= Excerpted records =
══════════════════════════════

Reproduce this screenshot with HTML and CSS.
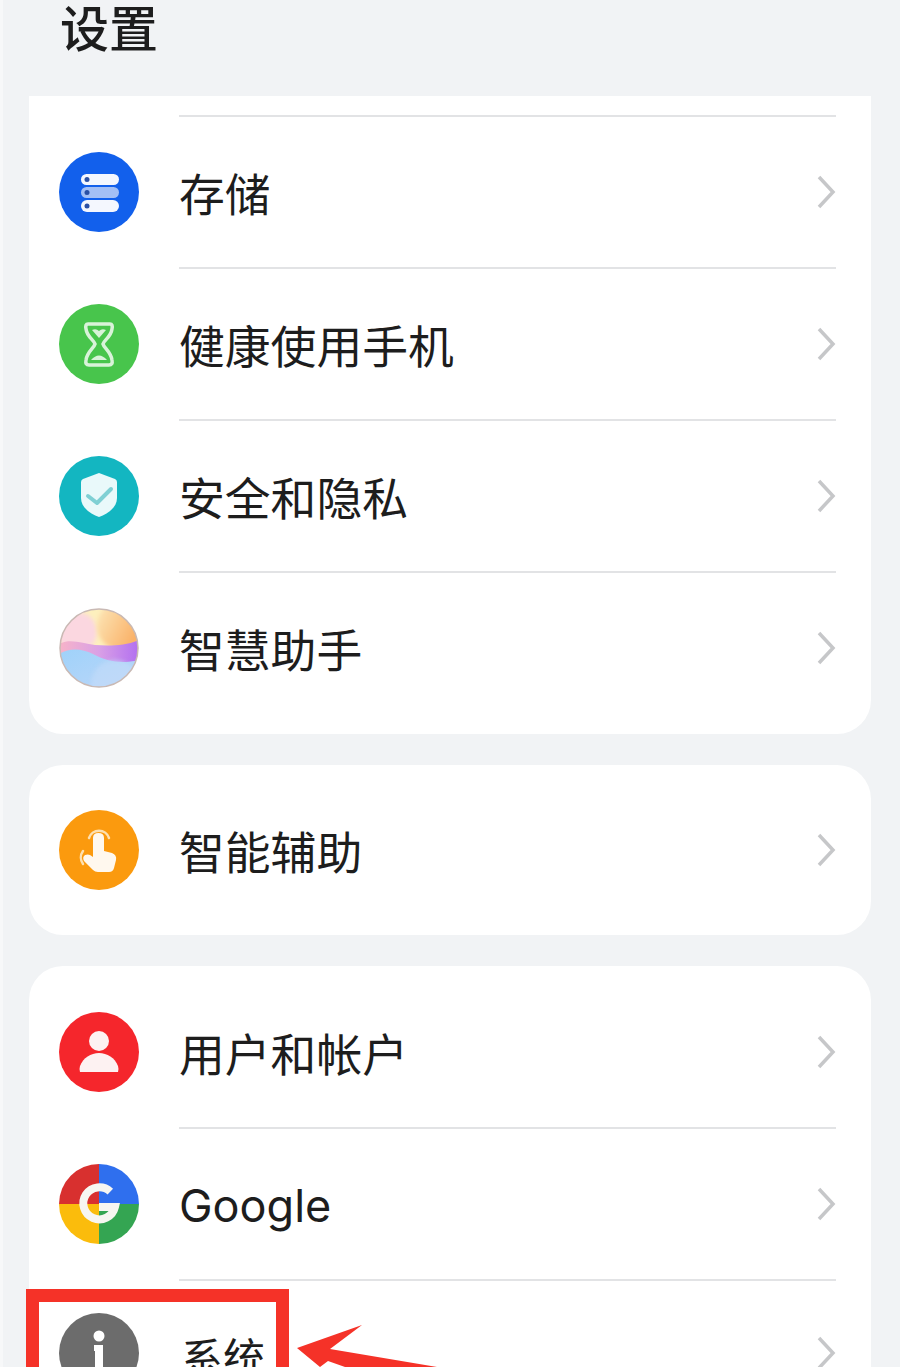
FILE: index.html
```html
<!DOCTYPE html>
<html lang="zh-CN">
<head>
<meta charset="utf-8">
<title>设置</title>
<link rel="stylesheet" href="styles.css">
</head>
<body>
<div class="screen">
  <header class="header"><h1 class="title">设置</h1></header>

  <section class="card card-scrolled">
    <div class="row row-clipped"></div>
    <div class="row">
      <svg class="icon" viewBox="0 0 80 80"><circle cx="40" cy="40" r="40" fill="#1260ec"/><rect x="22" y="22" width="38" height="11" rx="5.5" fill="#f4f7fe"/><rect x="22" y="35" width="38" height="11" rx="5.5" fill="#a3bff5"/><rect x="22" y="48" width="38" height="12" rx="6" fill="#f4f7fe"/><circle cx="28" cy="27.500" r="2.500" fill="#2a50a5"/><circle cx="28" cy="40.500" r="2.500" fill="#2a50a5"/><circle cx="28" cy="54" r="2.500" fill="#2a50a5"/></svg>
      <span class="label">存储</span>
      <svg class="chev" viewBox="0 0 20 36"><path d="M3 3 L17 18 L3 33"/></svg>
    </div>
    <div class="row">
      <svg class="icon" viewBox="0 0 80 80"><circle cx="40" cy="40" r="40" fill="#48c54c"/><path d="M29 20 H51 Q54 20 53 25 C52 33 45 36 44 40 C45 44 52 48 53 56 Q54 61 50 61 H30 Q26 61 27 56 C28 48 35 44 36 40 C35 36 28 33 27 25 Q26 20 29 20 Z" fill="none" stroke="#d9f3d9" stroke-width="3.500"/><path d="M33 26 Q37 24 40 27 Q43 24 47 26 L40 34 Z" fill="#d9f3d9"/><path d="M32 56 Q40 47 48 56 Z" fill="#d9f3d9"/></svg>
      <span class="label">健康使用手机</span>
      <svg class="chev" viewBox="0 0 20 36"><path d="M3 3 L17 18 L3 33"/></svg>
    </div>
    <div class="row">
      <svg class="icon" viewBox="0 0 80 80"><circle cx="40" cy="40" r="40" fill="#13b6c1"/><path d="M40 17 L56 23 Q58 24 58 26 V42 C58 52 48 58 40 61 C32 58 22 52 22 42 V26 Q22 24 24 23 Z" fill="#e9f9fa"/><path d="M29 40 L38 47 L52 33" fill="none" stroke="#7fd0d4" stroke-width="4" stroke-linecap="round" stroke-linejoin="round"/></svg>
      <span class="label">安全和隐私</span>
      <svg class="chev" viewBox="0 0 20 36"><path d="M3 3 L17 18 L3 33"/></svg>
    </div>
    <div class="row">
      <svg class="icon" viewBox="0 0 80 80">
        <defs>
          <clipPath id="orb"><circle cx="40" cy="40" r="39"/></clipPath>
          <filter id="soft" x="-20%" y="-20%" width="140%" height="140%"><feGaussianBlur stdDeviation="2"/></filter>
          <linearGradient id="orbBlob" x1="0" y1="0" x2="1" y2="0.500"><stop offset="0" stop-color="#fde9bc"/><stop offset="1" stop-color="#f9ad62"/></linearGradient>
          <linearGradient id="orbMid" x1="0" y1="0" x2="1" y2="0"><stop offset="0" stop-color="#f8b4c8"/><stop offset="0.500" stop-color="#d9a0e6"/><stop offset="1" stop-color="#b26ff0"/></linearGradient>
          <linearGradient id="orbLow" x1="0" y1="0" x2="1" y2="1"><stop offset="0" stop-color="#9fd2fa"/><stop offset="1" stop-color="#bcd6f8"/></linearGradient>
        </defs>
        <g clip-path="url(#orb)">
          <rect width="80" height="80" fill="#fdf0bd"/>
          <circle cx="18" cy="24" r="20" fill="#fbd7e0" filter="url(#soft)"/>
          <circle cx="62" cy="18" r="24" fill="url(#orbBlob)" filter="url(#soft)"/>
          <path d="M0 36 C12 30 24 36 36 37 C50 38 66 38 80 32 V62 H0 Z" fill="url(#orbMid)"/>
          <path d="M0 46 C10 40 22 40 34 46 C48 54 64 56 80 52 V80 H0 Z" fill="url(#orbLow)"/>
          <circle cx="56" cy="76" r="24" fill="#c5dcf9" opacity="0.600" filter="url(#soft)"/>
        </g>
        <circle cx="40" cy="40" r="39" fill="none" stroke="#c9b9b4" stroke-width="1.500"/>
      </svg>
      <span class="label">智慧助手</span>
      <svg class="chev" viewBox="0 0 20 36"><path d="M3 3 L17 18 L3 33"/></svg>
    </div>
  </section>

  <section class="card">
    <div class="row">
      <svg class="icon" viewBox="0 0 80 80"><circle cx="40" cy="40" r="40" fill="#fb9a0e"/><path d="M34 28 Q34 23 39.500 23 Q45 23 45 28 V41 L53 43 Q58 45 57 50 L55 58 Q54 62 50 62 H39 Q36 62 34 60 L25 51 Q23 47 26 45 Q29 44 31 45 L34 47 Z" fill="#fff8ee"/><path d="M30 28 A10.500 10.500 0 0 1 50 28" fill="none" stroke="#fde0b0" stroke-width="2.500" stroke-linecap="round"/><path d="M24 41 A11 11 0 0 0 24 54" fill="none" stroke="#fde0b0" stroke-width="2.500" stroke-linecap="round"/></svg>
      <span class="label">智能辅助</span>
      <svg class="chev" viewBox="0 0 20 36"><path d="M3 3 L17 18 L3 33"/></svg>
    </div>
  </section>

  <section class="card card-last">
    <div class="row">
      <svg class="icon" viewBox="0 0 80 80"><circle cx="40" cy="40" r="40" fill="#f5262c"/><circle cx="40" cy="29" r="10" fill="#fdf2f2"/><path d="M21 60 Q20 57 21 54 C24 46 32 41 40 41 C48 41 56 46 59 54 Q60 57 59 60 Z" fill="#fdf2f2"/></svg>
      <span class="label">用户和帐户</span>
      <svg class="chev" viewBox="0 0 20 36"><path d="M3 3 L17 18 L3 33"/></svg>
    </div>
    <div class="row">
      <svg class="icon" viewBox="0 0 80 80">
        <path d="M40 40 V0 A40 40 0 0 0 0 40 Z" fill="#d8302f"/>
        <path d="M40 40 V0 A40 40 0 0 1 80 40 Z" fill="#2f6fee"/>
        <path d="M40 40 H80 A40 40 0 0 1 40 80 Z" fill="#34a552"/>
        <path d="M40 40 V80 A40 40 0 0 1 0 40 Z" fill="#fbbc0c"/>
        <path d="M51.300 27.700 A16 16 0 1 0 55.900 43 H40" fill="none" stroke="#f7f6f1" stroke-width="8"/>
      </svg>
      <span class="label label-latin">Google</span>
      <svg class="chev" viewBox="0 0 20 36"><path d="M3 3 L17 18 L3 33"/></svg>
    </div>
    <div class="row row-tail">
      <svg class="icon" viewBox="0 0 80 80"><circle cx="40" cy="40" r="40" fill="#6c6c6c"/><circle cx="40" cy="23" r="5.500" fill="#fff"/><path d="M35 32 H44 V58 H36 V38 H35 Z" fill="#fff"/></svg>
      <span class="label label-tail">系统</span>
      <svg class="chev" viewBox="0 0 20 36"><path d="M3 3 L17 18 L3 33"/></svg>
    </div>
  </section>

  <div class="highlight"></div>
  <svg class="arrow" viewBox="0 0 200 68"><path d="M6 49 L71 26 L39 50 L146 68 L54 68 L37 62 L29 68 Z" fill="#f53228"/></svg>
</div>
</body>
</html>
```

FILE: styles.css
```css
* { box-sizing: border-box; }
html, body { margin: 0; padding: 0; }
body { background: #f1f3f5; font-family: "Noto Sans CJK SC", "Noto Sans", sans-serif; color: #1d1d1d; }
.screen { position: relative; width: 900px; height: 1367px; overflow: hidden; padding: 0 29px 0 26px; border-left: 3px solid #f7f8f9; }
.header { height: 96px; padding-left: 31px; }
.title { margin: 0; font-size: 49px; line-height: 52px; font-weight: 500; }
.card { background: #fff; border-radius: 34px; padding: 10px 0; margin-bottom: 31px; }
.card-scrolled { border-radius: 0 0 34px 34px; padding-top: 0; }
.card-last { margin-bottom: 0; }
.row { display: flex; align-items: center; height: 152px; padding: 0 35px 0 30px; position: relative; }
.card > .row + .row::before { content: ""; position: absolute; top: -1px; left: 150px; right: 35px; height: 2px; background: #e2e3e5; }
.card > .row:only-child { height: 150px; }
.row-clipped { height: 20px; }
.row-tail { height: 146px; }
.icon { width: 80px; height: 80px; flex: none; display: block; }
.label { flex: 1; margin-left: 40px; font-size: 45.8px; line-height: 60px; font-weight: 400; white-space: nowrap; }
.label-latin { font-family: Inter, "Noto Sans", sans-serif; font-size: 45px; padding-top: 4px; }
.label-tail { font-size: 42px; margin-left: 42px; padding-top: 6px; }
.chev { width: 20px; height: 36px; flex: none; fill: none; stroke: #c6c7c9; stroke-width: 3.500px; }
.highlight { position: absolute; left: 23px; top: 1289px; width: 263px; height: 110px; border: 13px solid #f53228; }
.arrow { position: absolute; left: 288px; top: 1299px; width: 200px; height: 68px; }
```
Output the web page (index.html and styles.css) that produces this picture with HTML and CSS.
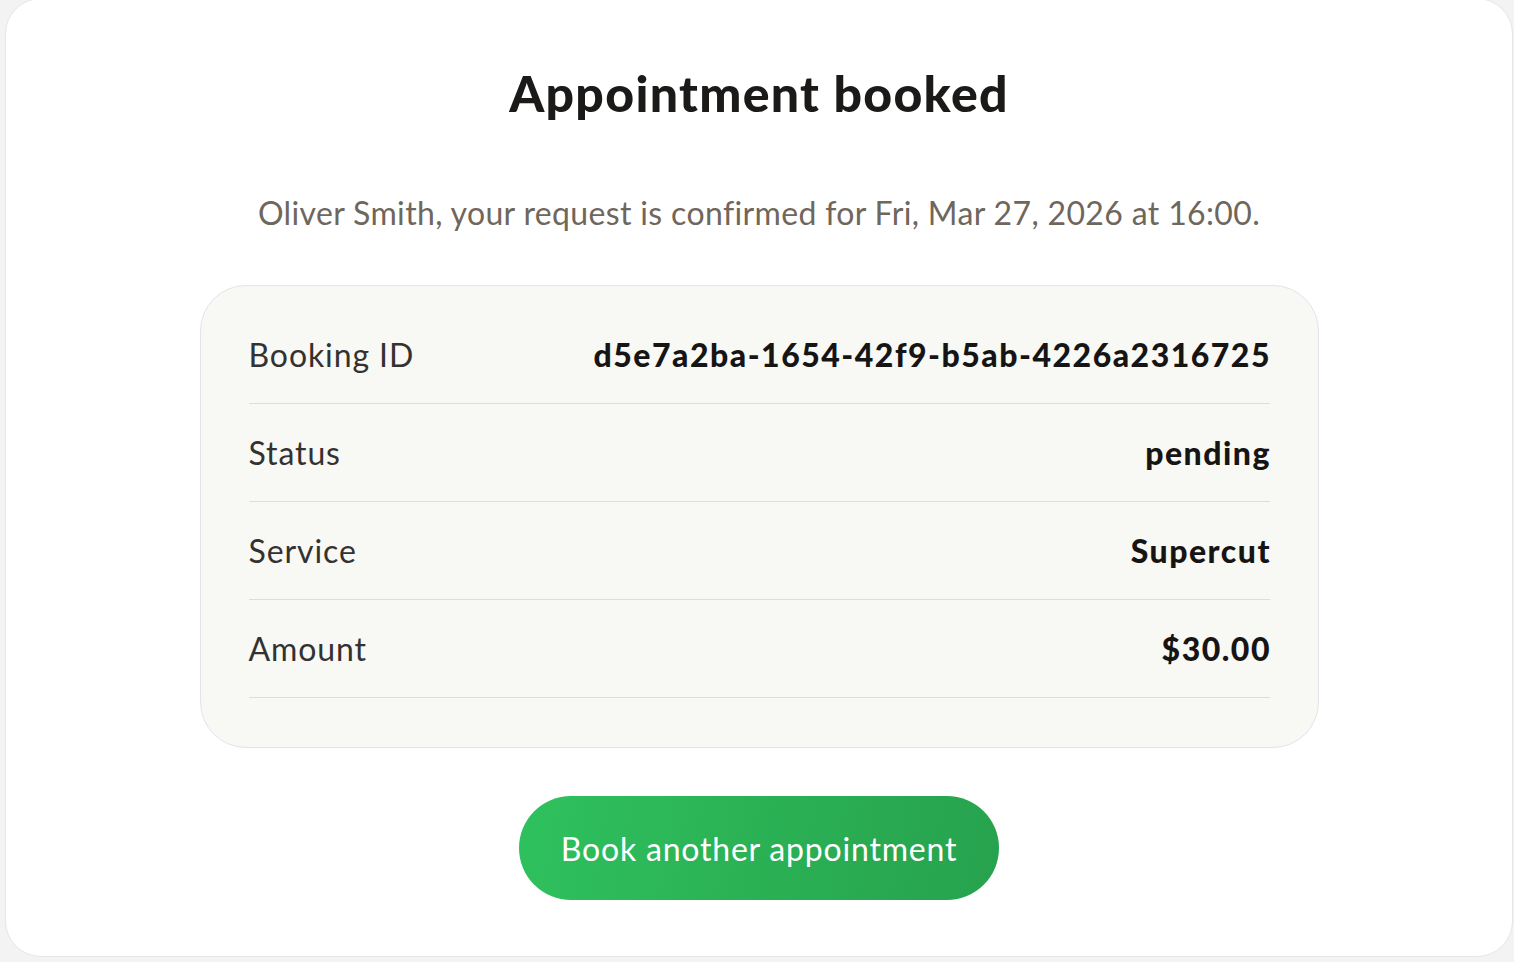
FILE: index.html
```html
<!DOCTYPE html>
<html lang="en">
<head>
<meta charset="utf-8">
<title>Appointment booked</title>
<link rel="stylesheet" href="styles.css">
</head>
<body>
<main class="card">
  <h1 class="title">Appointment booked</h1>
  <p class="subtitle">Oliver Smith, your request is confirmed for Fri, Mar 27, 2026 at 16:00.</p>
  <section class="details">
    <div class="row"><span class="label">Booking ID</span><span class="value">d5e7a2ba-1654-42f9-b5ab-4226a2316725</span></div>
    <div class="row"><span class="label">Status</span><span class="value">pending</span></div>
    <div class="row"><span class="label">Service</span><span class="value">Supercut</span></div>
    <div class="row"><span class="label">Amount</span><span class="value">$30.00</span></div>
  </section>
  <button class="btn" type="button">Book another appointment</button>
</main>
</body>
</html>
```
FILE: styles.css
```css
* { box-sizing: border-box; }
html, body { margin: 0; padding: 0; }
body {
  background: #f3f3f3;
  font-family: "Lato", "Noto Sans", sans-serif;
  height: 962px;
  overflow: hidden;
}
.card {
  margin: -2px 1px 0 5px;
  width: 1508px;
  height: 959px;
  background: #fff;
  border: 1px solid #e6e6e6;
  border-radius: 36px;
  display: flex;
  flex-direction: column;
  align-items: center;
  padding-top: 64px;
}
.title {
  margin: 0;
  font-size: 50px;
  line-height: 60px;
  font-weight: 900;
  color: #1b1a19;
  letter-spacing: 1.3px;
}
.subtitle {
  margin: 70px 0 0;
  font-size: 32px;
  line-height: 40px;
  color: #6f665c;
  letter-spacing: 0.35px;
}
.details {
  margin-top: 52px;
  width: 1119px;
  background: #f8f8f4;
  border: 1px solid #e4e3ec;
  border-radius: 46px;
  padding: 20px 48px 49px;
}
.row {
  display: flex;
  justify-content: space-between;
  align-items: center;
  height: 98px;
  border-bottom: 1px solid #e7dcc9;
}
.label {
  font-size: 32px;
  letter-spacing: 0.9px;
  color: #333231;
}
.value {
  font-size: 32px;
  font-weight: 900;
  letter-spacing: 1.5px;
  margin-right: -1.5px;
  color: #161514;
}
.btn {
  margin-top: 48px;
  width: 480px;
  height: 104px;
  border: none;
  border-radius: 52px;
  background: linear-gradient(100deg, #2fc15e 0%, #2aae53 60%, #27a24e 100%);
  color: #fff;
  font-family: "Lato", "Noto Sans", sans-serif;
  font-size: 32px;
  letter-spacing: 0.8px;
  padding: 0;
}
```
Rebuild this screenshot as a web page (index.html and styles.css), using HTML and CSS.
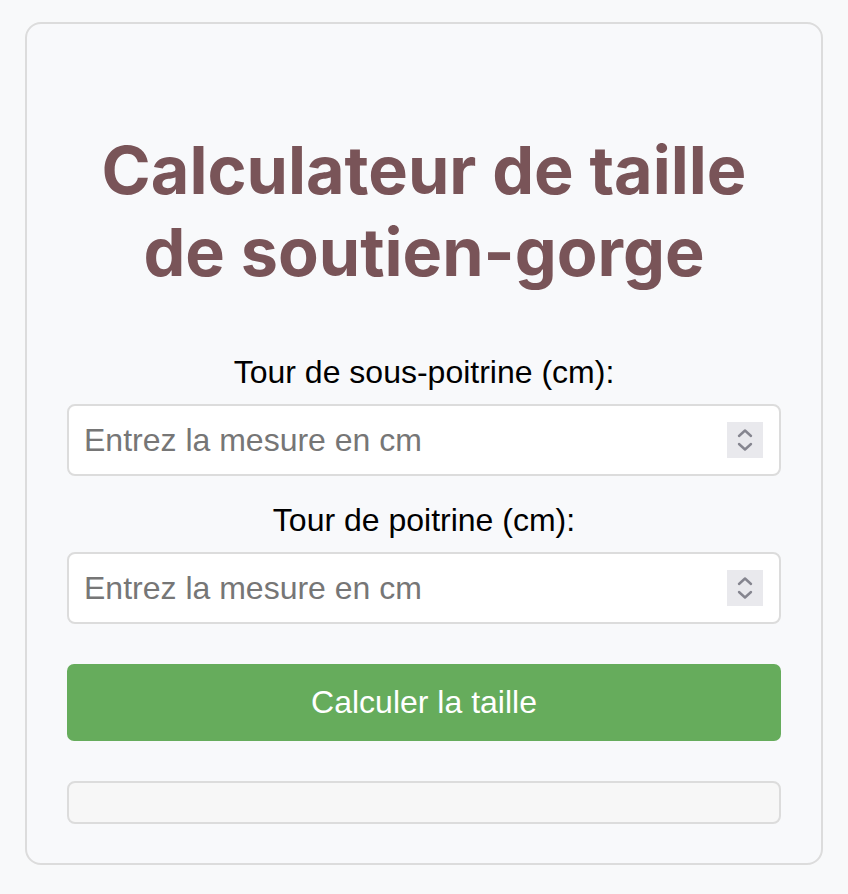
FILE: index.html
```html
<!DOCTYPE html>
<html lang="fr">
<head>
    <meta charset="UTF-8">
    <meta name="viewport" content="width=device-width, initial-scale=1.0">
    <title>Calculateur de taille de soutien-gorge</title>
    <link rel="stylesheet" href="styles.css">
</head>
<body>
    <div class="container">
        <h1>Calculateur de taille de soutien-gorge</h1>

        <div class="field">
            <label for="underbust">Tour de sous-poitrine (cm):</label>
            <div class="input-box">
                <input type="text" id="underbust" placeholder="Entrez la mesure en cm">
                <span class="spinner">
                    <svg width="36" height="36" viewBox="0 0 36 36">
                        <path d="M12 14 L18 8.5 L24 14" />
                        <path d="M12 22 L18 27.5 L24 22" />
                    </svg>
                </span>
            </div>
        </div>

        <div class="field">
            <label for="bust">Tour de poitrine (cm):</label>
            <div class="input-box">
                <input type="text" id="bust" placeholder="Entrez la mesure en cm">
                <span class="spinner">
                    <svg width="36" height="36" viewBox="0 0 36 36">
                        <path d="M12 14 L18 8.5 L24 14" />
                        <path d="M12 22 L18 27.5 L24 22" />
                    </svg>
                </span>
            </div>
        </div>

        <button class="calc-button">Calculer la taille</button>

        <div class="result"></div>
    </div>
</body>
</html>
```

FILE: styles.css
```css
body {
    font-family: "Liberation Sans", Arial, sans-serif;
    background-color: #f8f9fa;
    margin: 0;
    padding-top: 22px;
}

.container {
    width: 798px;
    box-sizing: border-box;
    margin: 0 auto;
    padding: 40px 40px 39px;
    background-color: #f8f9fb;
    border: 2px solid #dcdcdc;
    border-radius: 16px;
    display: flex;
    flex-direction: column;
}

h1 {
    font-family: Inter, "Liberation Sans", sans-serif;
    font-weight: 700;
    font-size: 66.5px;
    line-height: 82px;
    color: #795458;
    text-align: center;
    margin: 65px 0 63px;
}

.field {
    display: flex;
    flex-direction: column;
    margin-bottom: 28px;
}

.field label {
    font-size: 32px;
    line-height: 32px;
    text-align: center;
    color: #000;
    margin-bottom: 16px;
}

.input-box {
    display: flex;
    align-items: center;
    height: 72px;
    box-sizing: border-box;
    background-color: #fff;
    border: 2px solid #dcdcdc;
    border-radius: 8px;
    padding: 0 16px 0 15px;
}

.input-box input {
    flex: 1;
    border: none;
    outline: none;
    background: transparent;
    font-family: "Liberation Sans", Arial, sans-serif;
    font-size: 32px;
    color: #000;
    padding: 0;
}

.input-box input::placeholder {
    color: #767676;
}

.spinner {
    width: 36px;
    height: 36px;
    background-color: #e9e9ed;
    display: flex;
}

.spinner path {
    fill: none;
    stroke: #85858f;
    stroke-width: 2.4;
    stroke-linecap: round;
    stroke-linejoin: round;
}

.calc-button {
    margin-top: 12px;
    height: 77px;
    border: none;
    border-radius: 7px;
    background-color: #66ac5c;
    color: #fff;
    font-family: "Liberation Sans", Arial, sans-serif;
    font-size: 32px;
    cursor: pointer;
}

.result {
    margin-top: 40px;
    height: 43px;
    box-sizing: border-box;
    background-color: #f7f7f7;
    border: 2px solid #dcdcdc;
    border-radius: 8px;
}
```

══════════════════════════════

= Work to be completed =
In the records above, locate every line with the string "page" and copy it.

= Exercise result =
Output the web page (index.html and styles.css) that produces this picture with HTML and CSS.
Rebuild this screenshot as a web page (index.html and styles.css), using HTML and CSS.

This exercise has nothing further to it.